## WRITTEN EXERCISE
Skip the pictures. Copy all the rest of the records down exactly.

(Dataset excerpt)
::::::

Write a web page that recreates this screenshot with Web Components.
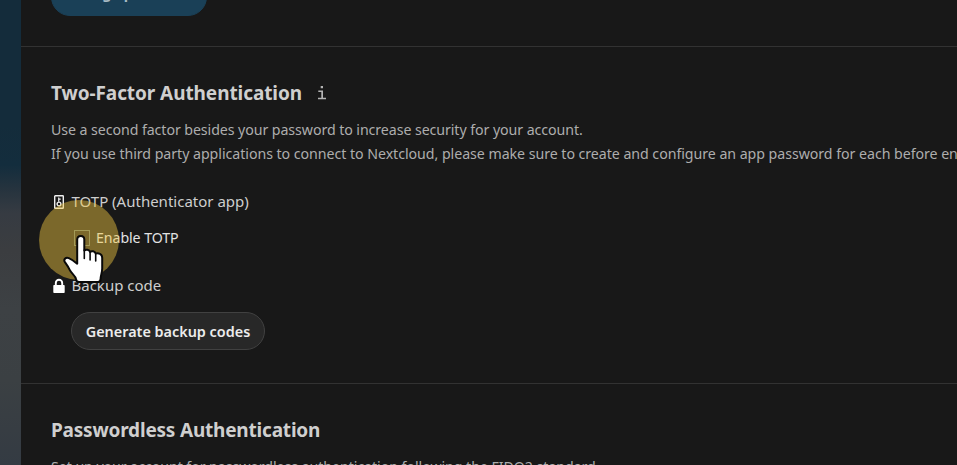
<!DOCTYPE html>
<html lang="en">
<head>
<meta charset="utf-8">
<title>Security settings</title>
<style>
html,body{margin:0;height:100%;overflow:hidden;background:#181818}
body{font-family:"Noto Sans","Open Sans",sans-serif;color:#d4d4d4}
</style>
</head>
<body>
<settings-page></settings-page>
<script>
const define = (name, markup) => customElements.define(name, class extends HTMLElement {
  constructor() {
    super();
    const t = document.createElement('template');
    t.innerHTML = markup;
    this.attachShadow({ mode: 'open' }).append(t.content.cloneNode(true));
  }
});

define('settings-section', `<style>
:host{display:block;box-sizing:border-box;padding:30px 0 0 30px;border-bottom:1px solid #323232;white-space:nowrap}
</style><slot></slot>`);

define('section-title', `<style>
:host{display:flex;align-items:center;height:32px;gap:15px;font-size:19px;font-weight:700;line-height:32px;color:#cfcfcf}
</style><slot></slot>`);

define('info-icon', `<style>
:host{display:block;width:10px;height:16px}svg{display:block}
</style><svg width="10" height="16" viewBox="0 0 10 16"><path d="M3.7 1h2.3v2.2H3.7zM1.3 5.5H6v7.2h3v1.5H1v-1.5h3.3V7h-3z" fill="#b4b4b4"/></svg>`);

define('help-text', `<style>
:host{display:block;font-size:14.2px;line-height:24px;color:#adadad;letter-spacing:-.075px}
</style><slot></slot>`);

define('provider-row', `<style>
:host{display:flex;align-items:center;height:24px;gap:4.5px;font-size:15px;line-height:24px;color:#cecece}
.icon{width:16px;height:16px;padding-top:2px}
</style><div class="icon"><slot name="icon"></slot></div><span><slot></slot></span>`);

define('key-icon', `<style>:host,svg{display:block}</style>
<svg width="16" height="16" viewBox="0 0 16 16"><rect x="3.7" y="1.7" width="8.6" height="12.6" rx=".6" fill="#181818" stroke="#eee" stroke-width="1.4"/><path d="M7.7 3.4v4.4M7.7 5.2h2" stroke="#eee" stroke-width="1.2"/><circle cx="8" cy="10" r="1.9" fill="none" stroke="#eee" stroke-width="1.4"/></svg>`);

define('lock-icon', `<style>:host,svg{display:block}</style>
<svg width="16" height="16" viewBox="0 0 16 16"><path d="M4.8 8V5a3.2 3.2 0 0 1 6.4 0V8" fill="none" stroke="#fff" stroke-width="1.9"/><rect x="2.3" y="7" width="11.4" height="8" rx=".8" fill="#fff"/></svg>`);

define('check-option', `<style>
:host{display:flex;align-items:center;height:24px;gap:6px;padding-left:23px;font-size:14.2px;line-height:24px;letter-spacing:-.08px;color:#e2e2e2}
i{box-sizing:border-box;width:16px;height:16px;border:1px solid #62746a}
</style><i></i><span><slot></slot></span>`);

define('pill-button', `<style>
:host{display:flex;box-sizing:border-box;align-items:center;justify-content:center;height:38px;border-radius:19px;border:1px solid #414141;background:#282828;color:#ececec;font-size:14.4px;font-weight:600;line-height:22px;padding-top:2px}
:host([primary]){background:#1a4057;border-color:#1a4057;color:#a8bac4;font-weight:700;padding:0 0 6px}
</style><slot></slot>`);

define('pointer-highlight', `<style>
:host{position:absolute;left:39px;top:200px;width:80px;height:90px;pointer-events:none}
.disc{width:80px;height:80px;border-radius:50%;background:rgba(242,200,66,.455)}
svg{position:absolute;left:21px;top:31px}
</style><div class="disc"></div>
<svg width="50" height="58" viewBox="60 231 50 58"><path d="M80.8 236c2.1 0 3.5 1.6 3.5 3.6v10.9c1.3-1.5 5.1-1 5.8 1.4 1.4-1.2 4.8-.8 5.5 1.6 2.8-1 6.6.3 6.6 4.2v10.8c0 4.5-1.5 6.5-1.6 10.4-.1 2-.9 3.2-2.7 3.2H79c-2 0-2.8-1-3-3-.3-3.3-4.4-5.2-6.3-9.2-1.4-3-3-5.3-4.6-7.5-2-2.7.4-5.6 3.7-4.3 3.2 1.3 5.6 3.2 8.4 5.6v-24c0-2.2 1.5-3.7 3.6-3.7Z" fill="#fff" stroke="#090909" stroke-width="2" stroke-linejoin="round"/><path d="M84.3 250v8.5M90.1 252v8M95.7 254v7" stroke="#090909" stroke-width="1.6" stroke-linecap="round"/></svg>`);

define('settings-page', `<style>
:host{display:grid;grid-template-columns:21px 1fr;position:relative;height:465px;overflow:hidden}
.backdrop{background:linear-gradient(#142c3b 0,#142c3b 125px,#132d3d 165px,#25333e 188px,#363b42 213px,#3b3d40 250px,#3d4144 310px,#3b4043 380px,#343b43 465px)}
main{min-width:0;background:#181818;overflow:hidden}
.password{height:47px;padding-top:0;display:flex;align-items:flex-start}
.password pill-button{width:156px;margin-top:-22px}
.factor{height:337px}
.factor help-text:first-of-type{margin-top:9px}
.second{letter-spacing:-.045px}
.totp{margin-top:23px}
check-option{margin-top:13px}
.backup{margin-top:23px}
.codes{width:194px;margin:15px 0 0 20px}
.factor section-title{letter-spacing:-.08px}
.passwordless{border:0}
.passwordless section-title{letter-spacing:-.2px}
.passwordless help-text{margin-top:9px;letter-spacing:-.055px}
</style>
<div class="backdrop"></div>
<main>
<settings-section class="password"><pill-button primary>Change password</pill-button></settings-section>
<settings-section class="factor">
<section-title><span>Two-Factor Authentication</span><info-icon></info-icon></section-title>
<help-text>Use a second factor besides your password to increase security for your account.</help-text>
<help-text class="second">If you use third party applications to connect to Nextcloud, please make sure to create and configure an app password for each before en</help-text>
<provider-row class="totp"><key-icon slot="icon"></key-icon>TOTP (Authenticator app)</provider-row>
<check-option>Enable TOTP</check-option>
<provider-row class="backup"><lock-icon slot="icon"></lock-icon>Backup code</provider-row>
<pill-button class="codes">Generate backup codes</pill-button>
</settings-section>
<settings-section class="passwordless">
<section-title>Passwordless Authentication</section-title>
<help-text>Set up your account for passwordless authentication following the FIDO2 standard.</help-text>
</settings-section>
</main>
<pointer-highlight></pointer-highlight>`);
</script>
</body>
</html>
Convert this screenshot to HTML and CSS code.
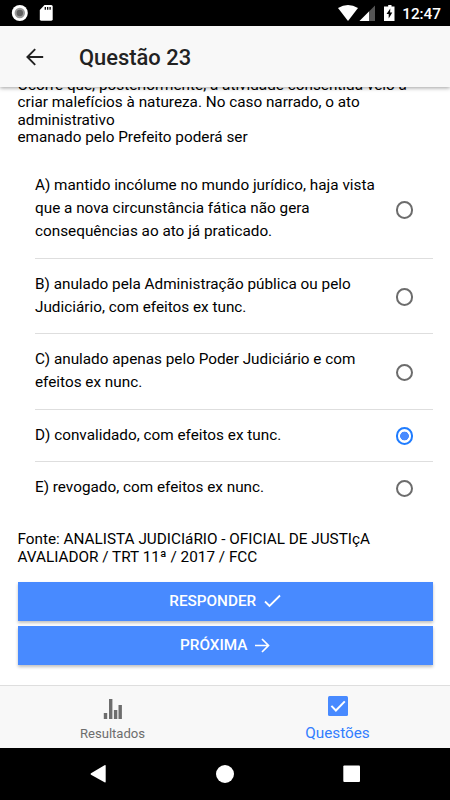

::::::

## REPLY TO THE EXERCISE
Write a web page that recreates this screenshot with Web Components.
<!DOCTYPE html>
<html lang="en">
<head>
<meta charset="utf-8">
<title>Security settings</title>
<style>
html,body{margin:0;height:100%;overflow:hidden;background:#181818}
body{font-family:"Noto Sans","Open Sans",sans-serif;color:#d4d4d4}
</style>
</head>
<body>
<settings-page></settings-page>
<script>
const define = (name, markup) => customElements.define(name, class extends HTMLElement {
  constructor() {
    super();
    const t = document.createElement('template');
    t.innerHTML = markup;
    this.attachShadow({ mode: 'open' }).append(t.content.cloneNode(true));
  }
});

define('settings-section', `<style>
:host{display:block;box-sizing:border-box;padding:30px 0 0 30px;border-bottom:1px solid #323232;white-space:nowrap}
</style><slot></slot>`);

define('section-title', `<style>
:host{display:flex;align-items:center;height:32px;gap:15px;font-size:19px;font-weight:700;line-height:32px;color:#cfcfcf}
</style><slot></slot>`);

define('info-icon', `<style>
:host{display:block;width:10px;height:16px}svg{display:block}
</style><svg width="10" height="16" viewBox="0 0 10 16"><path d="M3.7 1h2.3v2.2H3.7zM1.3 5.5H6v7.2h3v1.5H1v-1.5h3.3V7h-3z" fill="#b4b4b4"/></svg>`);

define('help-text', `<style>
:host{display:block;font-size:14.2px;line-height:24px;color:#adadad;letter-spacing:-.075px}
</style><slot></slot>`);

define('provider-row', `<style>
:host{display:flex;align-items:center;height:24px;gap:4.5px;font-size:15px;line-height:24px;color:#cecece}
.icon{width:16px;height:16px;padding-top:2px}
</style><div class="icon"><slot name="icon"></slot></div><span><slot></slot></span>`);

define('key-icon', `<style>:host,svg{display:block}</style>
<svg width="16" height="16" viewBox="0 0 16 16"><rect x="3.7" y="1.7" width="8.6" height="12.6" rx=".6" fill="#181818" stroke="#eee" stroke-width="1.4"/><path d="M7.7 3.4v4.4M7.7 5.2h2" stroke="#eee" stroke-width="1.2"/><circle cx="8" cy="10" r="1.9" fill="none" stroke="#eee" stroke-width="1.4"/></svg>`);

define('lock-icon', `<style>:host,svg{display:block}</style>
<svg width="16" height="16" viewBox="0 0 16 16"><path d="M4.8 8V5a3.2 3.2 0 0 1 6.4 0V8" fill="none" stroke="#fff" stroke-width="1.9"/><rect x="2.3" y="7" width="11.4" height="8" rx=".8" fill="#fff"/></svg>`);

define('check-option', `<style>
:host{display:flex;align-items:center;height:24px;gap:6px;padding-left:23px;font-size:14.2px;line-height:24px;letter-spacing:-.08px;color:#e2e2e2}
i{box-sizing:border-box;width:16px;height:16px;border:1px solid #62746a}
</style><i></i><span><slot></slot></span>`);

define('pill-button', `<style>
:host{display:flex;box-sizing:border-box;align-items:center;justify-content:center;height:38px;border-radius:19px;border:1px solid #414141;background:#282828;color:#ececec;font-size:14.4px;font-weight:600;line-height:22px;padding-top:2px}
:host([primary]){background:#1a4057;border-color:#1a4057;color:#a8bac4;font-weight:700;padding:0 0 6px}
</style><slot></slot>`);

define('pointer-highlight', `<style>
:host{position:absolute;left:39px;top:200px;width:80px;height:90px;pointer-events:none}
.disc{width:80px;height:80px;border-radius:50%;background:rgba(242,200,66,.455)}
svg{position:absolute;left:21px;top:31px}
</style><div class="disc"></div>
<svg width="50" height="58" viewBox="60 231 50 58"><path d="M80.8 236c2.1 0 3.5 1.6 3.5 3.6v10.9c1.3-1.5 5.1-1 5.8 1.4 1.4-1.2 4.8-.8 5.5 1.6 2.8-1 6.6.3 6.6 4.2v10.8c0 4.5-1.5 6.5-1.6 10.4-.1 2-.9 3.2-2.7 3.2H79c-2 0-2.8-1-3-3-.3-3.3-4.4-5.2-6.3-9.2-1.4-3-3-5.3-4.6-7.5-2-2.7.4-5.6 3.7-4.3 3.2 1.3 5.6 3.2 8.4 5.6v-24c0-2.2 1.5-3.7 3.6-3.7Z" fill="#fff" stroke="#090909" stroke-width="2" stroke-linejoin="round"/><path d="M84.3 250v8.5M90.1 252v8M95.7 254v7" stroke="#090909" stroke-width="1.6" stroke-linecap="round"/></svg>`);

define('settings-page', `<style>
:host{display:grid;grid-template-columns:21px 1fr;position:relative;height:465px;overflow:hidden}
.backdrop{background:linear-gradient(#142c3b 0,#142c3b 125px,#132d3d 165px,#25333e 188px,#363b42 213px,#3b3d40 250px,#3d4144 310px,#3b4043 380px,#343b43 465px)}
main{min-width:0;background:#181818;overflow:hidden}
.password{height:47px;padding-top:0;display:flex;align-items:flex-start}
.password pill-button{width:156px;margin-top:-22px}
.factor{height:337px}
.factor help-text:first-of-type{margin-top:9px}
.second{letter-spacing:-.045px}
.totp{margin-top:23px}
check-option{margin-top:13px}
.backup{margin-top:23px}
.codes{width:194px;margin:15px 0 0 20px}
.factor section-title{letter-spacing:-.08px}
.passwordless{border:0}
.passwordless section-title{letter-spacing:-.2px}
.passwordless help-text{margin-top:9px;letter-spacing:-.055px}
</style>
<div class="backdrop"></div>
<main>
<settings-section class="password"><pill-button primary>Change password</pill-button></settings-section>
<settings-section class="factor">
<section-title><span>Two-Factor Authentication</span><info-icon></info-icon></section-title>
<help-text>Use a second factor besides your password to increase security for your account.</help-text>
<help-text class="second">If you use third party applications to connect to Nextcloud, please make sure to create and configure an app password for each before en</help-text>
<provider-row class="totp"><key-icon slot="icon"></key-icon>TOTP (Authenticator app)</provider-row>
<check-option>Enable TOTP</check-option>
<provider-row class="backup"><lock-icon slot="icon"></lock-icon>Backup code</provider-row>
<pill-button class="codes">Generate backup codes</pill-button>
</settings-section>
<settings-section class="passwordless">
<section-title>Passwordless Authentication</section-title>
<help-text>Set up your account for passwordless authentication following the FIDO2 standard.</help-text>
</settings-section>
</main>
<pointer-highlight></pointer-highlight>`);
</script>
</body>
</html>
Convert this screenshot to HTML and CSS code.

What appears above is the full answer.